Ogni volta che si riceve una richiesta di ospitalità o si intende essere ospitati da qualcuno, il profilo della persona conterrà le informazioni utili a compiere la scelta migliore. Lì si potrà sapere in anticipo se la casa dell’ospitante è in centro o in periferia, se ha un cane, se russa di notte o se c’è sufficiente igiene in bagno. Allo stesso modo l’altro potrà sapere tutto ciò di cui necessita su di noi e optare per darci ospitalità o meno. A quel punto, può anche accadere che il couchsurfer lasci le chiavi di casa agli ospiti e se ne vada per il week end. O che chieda aiuto a un amico se all’ultimo minuto si trova in difficoltà e voglia rispettare il patto tacito dell’ospitalità garantita stabilito dal semplice fatto di aderire al network (anche questo è accaduto a chi sta scrivendo).

Nel Couchsurfing esiste un’unica e inderogabile regola: non ci deve essere passaggio di denaro tra gli aderenti. Lo scambio si fonda sul principio del “dono”, una modalità di incontro tra valori d’uso in cui dare e ricevere si incontrano in maniera non strumentale all’arricchimento o al benessere dell’uno rispetto all’altro. In fondo è lo stesso principio che muove il baratto, gli swap party, i mercatini di scambio, il carpooling e tutte le altre forme di incontro che vanno sotto il nome di sharing economy. Quando si parla di couchsurfing a essere oggetto di condivisione è molto più di un divano scomodo e smollato: sono esperienze, parole, viaggi, racconti, vino, cibo, amore, sesso, sentimenti, passioni, hobby, etc

In Italia la comunità dei Couchsurfer è composta da 134mila persone e le statistiche dicono che più del doppio sono gli incontri recensiti come positivi. Tra loro c’è Giulia Taddeo che abita a Milano e lavora in una casa editrice.
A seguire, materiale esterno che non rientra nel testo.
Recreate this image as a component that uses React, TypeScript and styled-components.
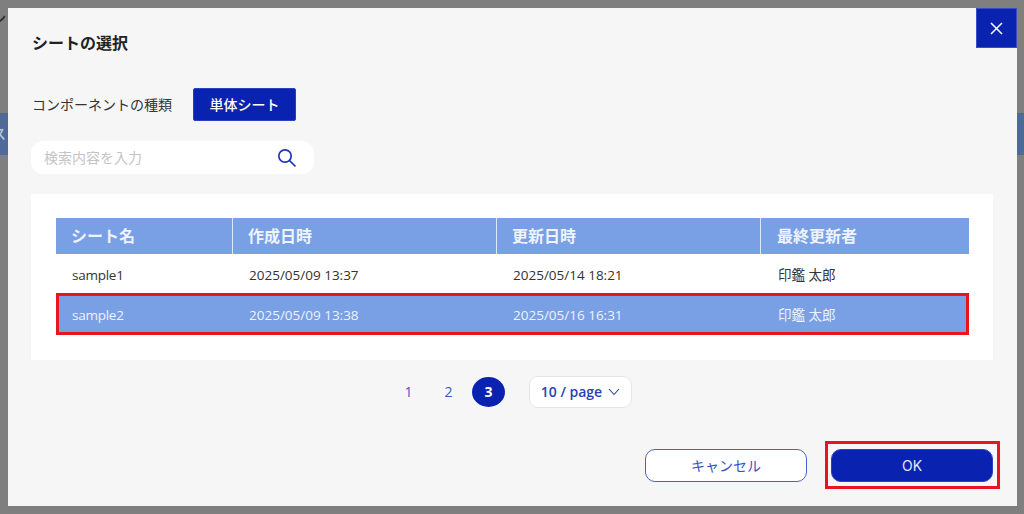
import React from "react";
import styled, { createGlobalStyle } from "styled-components";

const FONT = `Inter, "Noto Sans CJK JP", "Noto Sans", sans-serif`;
const UI_FONT = `"Open Sans", "Noto Sans CJK JP", sans-serif`;
const NAVY = "#0a22b0";

const Global = createGlobalStyle`
  html, body { margin: 0; padding: 0; background: #7f7f7f; }
  #root { width: 1024px; height: 514px; overflow: hidden; }
  * { box-sizing: border-box; }
`;

const Backdrop = styled.div`
  position: relative;
  width: 1024px;
  height: 514px;
  background: #7f7f7f;
  padding: 8px 7px 8px 8px;
  overflow: hidden;
`;

const PageBand = styled.div`
  position: absolute;
  left: 0;
  right: 0;
  top: 113px;
  height: 42px;
  background: #4e6a99;
`;

const PageGlyph = styled.span<{ $top: number; $color: string }>`
  position: absolute;
  left: -8px;
  top: ${(p) => p.$top}px;
  font: 500 14px/20px ${FONT};
  color: ${(p) => p.$color};
`;

const Modal = styled.div`
  position: relative;
  height: 498px;
  background: #f6f6f6;
  padding: 24px 24px 0 23px;
  display: flex;
  flex-direction: column;
`;

const CloseButton = styled.button`
  position: absolute;
  top: 0;
  right: 0;
  width: 41px;
  height: 40px;
  padding: 0;
  border: 1px solid #3a4fc0;
  background: ${NAVY};
  display: flex;
  align-items: center;
  justify-content: center;
`;

const Title = styled.h2`
  margin: 0;
  padding-left: 1px;
  height: 22px;
  font: 700 16px/22px ${FONT};
  color: #222;
`;

const TypeRow = styled.div`
  display: flex;
  align-items: center;
  margin-top: 34px;
  height: 33px;
`;

const TypeLabel = styled.span`
  width: 162px;
  padding-left: 1px;
  font: 400 14px/20px ${FONT};
  color: #333;
`;

const TypeButton = styled.button`
  width: 103px;
  height: 33px;
  border: 1px solid #2a40c0;
  border-radius: 2px;
  background: ${NAVY};
  color: #fff;
  font: 500 14px/20px ${FONT};
  padding: 0;
`;

const Search = styled.div`
  margin-top: 20px;
  width: 283px;
  height: 33px;
  background: #fff;
  border-radius: 12px;
  display: flex;
  align-items: center;
  justify-content: space-between;
  padding: 0 17px 0 13px;
`;

const Placeholder = styled.span`
  font: 400 14px/20px ${FONT};
  color: #c4c4c4;
`;

const TablePanel = styled.div`
  margin-top: 20px;
  background: #fff;
  height: 166px;
  padding: 24px 24px 0 25px;
`;

const Grid = styled.div`
  display: flex;
  flex-direction: column;
  width: 913px;
`;

const Row = styled.div<{ $variant: "head" | "plain" | "selected" }>`
  display: grid;
  grid-template-columns: 177px 264px 264px 208px;
  align-items: center;
  height: ${(p) => (p.$variant === "head" ? "36px" : p.$variant === "plain" ? "39px" : "42px")};
  padding-top: ${(p) => (p.$variant === "head" ? "0" : p.$variant === "plain" ? "2px" : "1px")};
  background: ${(p) => (p.$variant === "plain" ? "#fff" : "#799fe4")};
  color: ${(p) => (p.$variant === "plain" ? "#333" : "#eef3fc")};
  box-shadow: ${(p) => (p.$variant === "selected" ? "inset 0 0 0 3px #e8151f" : "none")};
  font: ${(p) => (p.$variant === "head" ? `700 16px/20px ${FONT}` : `400 13.5px/20px ${UI_FONT}`)};
`;

const HeadCell = styled.div`
  height: 100%;
  display: flex;
  align-items: center;
  padding-left: 15px;
  border-right: 1px solid #dfe8f9;
  &:last-child {
    border-right: 0;
    padding-left: 16px;
  }
`;

const Cell = styled.div`
  padding-left: 16px;
  &:last-child {
    padding-left: 17px;
  }
`;

const NameCell = styled(Cell)`
  letter-spacing: -0.25px;
`;

const Pager = styled.div`
  margin-top: 15px;
  display: flex;
  align-items: center;
  gap: 7px;
  height: 33px;
  padding-left: 361px;
`;

const PageNum = styled.span<{ $active?: boolean }>`
  width: 33px;
  height: 30px;
  display: flex;
  align-items: center;
  justify-content: center;
  border-radius: 50%;
  background: ${(p) => (p.$active ? NAVY : "transparent")};
  color: ${(p) => (p.$active ? "#fff" : "#3f55c8")};
  font: ${(p) => (p.$active ? 700 : 400)} 14px/20px ${UI_FONT};
`;

const PageSize = styled.div`
  margin-left: 17px;
  width: 103px;
  height: 32px;
  background: #fff;
  border: 1px solid #e6e6e6;
  border-radius: 9px;
  display: flex;
  align-items: center;
  justify-content: center;
  gap: 6px;
  color: #2a3fb8;
  font: 600 14px/20px ${UI_FONT};
`;

const Footer = styled.div`
  margin-top: 41px;
  display: flex;
  justify-content: flex-end;
  gap: 24px;
`;

const CancelButton = styled.button`
  width: 162px;
  height: 33px;
  border: 1px solid #4a60cc;
  border-radius: 10px;
  background: #fff;
  color: #3a50c0;
  font: 400 14px/20px ${FONT};
  padding: 0;
`;

const OkWrap = styled.div`
  position: relative;
  width: 162px;
  height: 33px;
`;

const OkButton = styled.button`
  width: 100%;
  height: 100%;
  border: 1px solid #2a40c0;
  border-radius: 10px;
  background: ${NAVY};
  color: #e6e9f8;
  font: 400 14px/20px ${FONT};
  padding: 0;
`;

const Highlight = styled.div`
  position: absolute;
  left: -6px;
  top: -8px;
  right: -7px;
  bottom: -7px;
  border: 3px solid #e8151f;
  pointer-events: none;
`;

const rows = [
  { name: "sample1", created: "2025/05/09 13:37", updated: "2025/05/14 18:21", by: "印鑑 太郎", v: "plain" as const },
  { name: "sample2", created: "2025/05/09 13:38", updated: "2025/05/16 16:31", by: "印鑑 太郎", v: "selected" as const },
];

export default function App() {
  return (
    <>
      <Global />
      <Backdrop>
        <PageBand />
        <PageGlyph $top={8} $color="#222">ン</PageGlyph>
        <PageGlyph $top={124} $color="#b9c6de">ス</PageGlyph>
        <Modal>
          <CloseButton aria-label="close">
            <svg width="13" height="13" viewBox="0 0 13 13">
              <path d="M1 1L12 12M12 1L1 12" stroke="#fff" strokeWidth="1.5" fill="none" />
            </svg>
          </CloseButton>
          <Title>シートの選択</Title>
          <TypeRow>
            <TypeLabel>コンポーネントの種類</TypeLabel>
            <TypeButton>単体シート</TypeButton>
          </TypeRow>
          <Search>
            <Placeholder>検索内容を入力</Placeholder>
            <svg width="20" height="20" viewBox="0 0 20 20" fill="none" stroke="#2036b8" strokeWidth="1.7">
              <circle cx="8" cy="8" r="6.2" />
              <path d="M12.6 12.6L18.5 18.5" />
            </svg>
          </Search>
          <TablePanel>
            <Grid>
              <Row $variant="head">
                <HeadCell>シート名</HeadCell>
                <HeadCell>作成日時</HeadCell>
                <HeadCell>更新日時</HeadCell>
                <HeadCell>最終更新者</HeadCell>
              </Row>
              {rows.map((r) => (
                <Row key={r.name} $variant={r.v}>
                  <NameCell>{r.name}</NameCell>
                  <Cell>{r.created}</Cell>
                  <Cell>{r.updated}</Cell>
                  <Cell>{r.by}</Cell>
                </Row>
              ))}
            </Grid>
          </TablePanel>
          <Pager>
            <PageNum>1</PageNum>
            <PageNum>2</PageNum>
            <PageNum $active>3</PageNum>
            <PageSize>
              10 / page
              <svg width="12" height="8" viewBox="0 0 12 8" fill="none" stroke="#2a3fb8" strokeWidth="1.1">
                <path d="M1 1L6 6.5L11 1" />
              </svg>
            </PageSize>
          </Pager>
          <Footer>
            <CancelButton>キャンセル</CancelButton>
            <OkWrap>
              <OkButton>OK</OkButton>
              <Highlight />
            </OkWrap>
          </Footer>
        </Modal>
      </Backdrop>
    </>
  );
}
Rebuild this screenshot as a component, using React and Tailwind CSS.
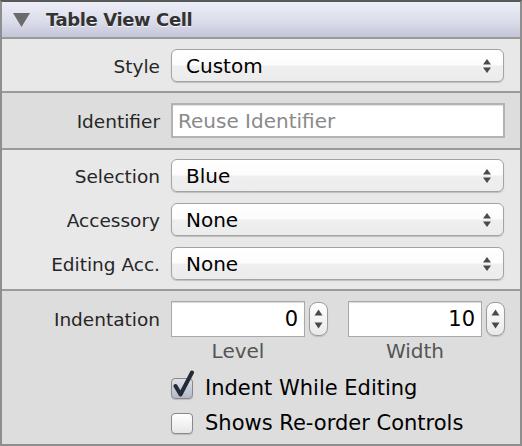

Si è iscritta nel 2005, ma ha iniziato a ospitare a partire dal 2009 quando è andata a vivere da sola e nel mini appartamento era compreso l’oggetto fondamentale: un due posti dell’Ikea. Lì sopra hanno dormito una trentina di ragazzi, generalmente in coppia, provenienti da tutta Europa. “Sono rimasta in contatto con molti di loro, in particolare con una francese che nella mail scrisse, basandosi sulle informazioni del mio profilo, che era come se fossimo gemelle di due nazionalità diverse: conoscendoci, ci accorgemmo che era propri così“.

Parlare di Couchsurfing è quindi parlare di qualcosa che va ben oltre la “vacanza a scrocco” (anche se il risparmio è una delle motivazioni che muove tutti i giovani backpackers che affollano i treni e le città di tutto il mondo). La mission della compagnia dice che “il CouchSurfing apre nuove strade verso un mondo migliore e più aperto, in cui persone differenti l’una dall’altra possano trovare le loro somiglianze. Siamo una comunità e un movimento“.

Viaggiare in couchsurfing non rientra tra le attività che fanno aumentare il PIL di un Paese. Contribuisce invece a migliorare lo stato d’animo del viaggiatore responsabile, a risparmiare risorse alberghiere e a rendere la visita in un paese straniero una finestra sulla vita e sulla cultura dei suoi abitanti.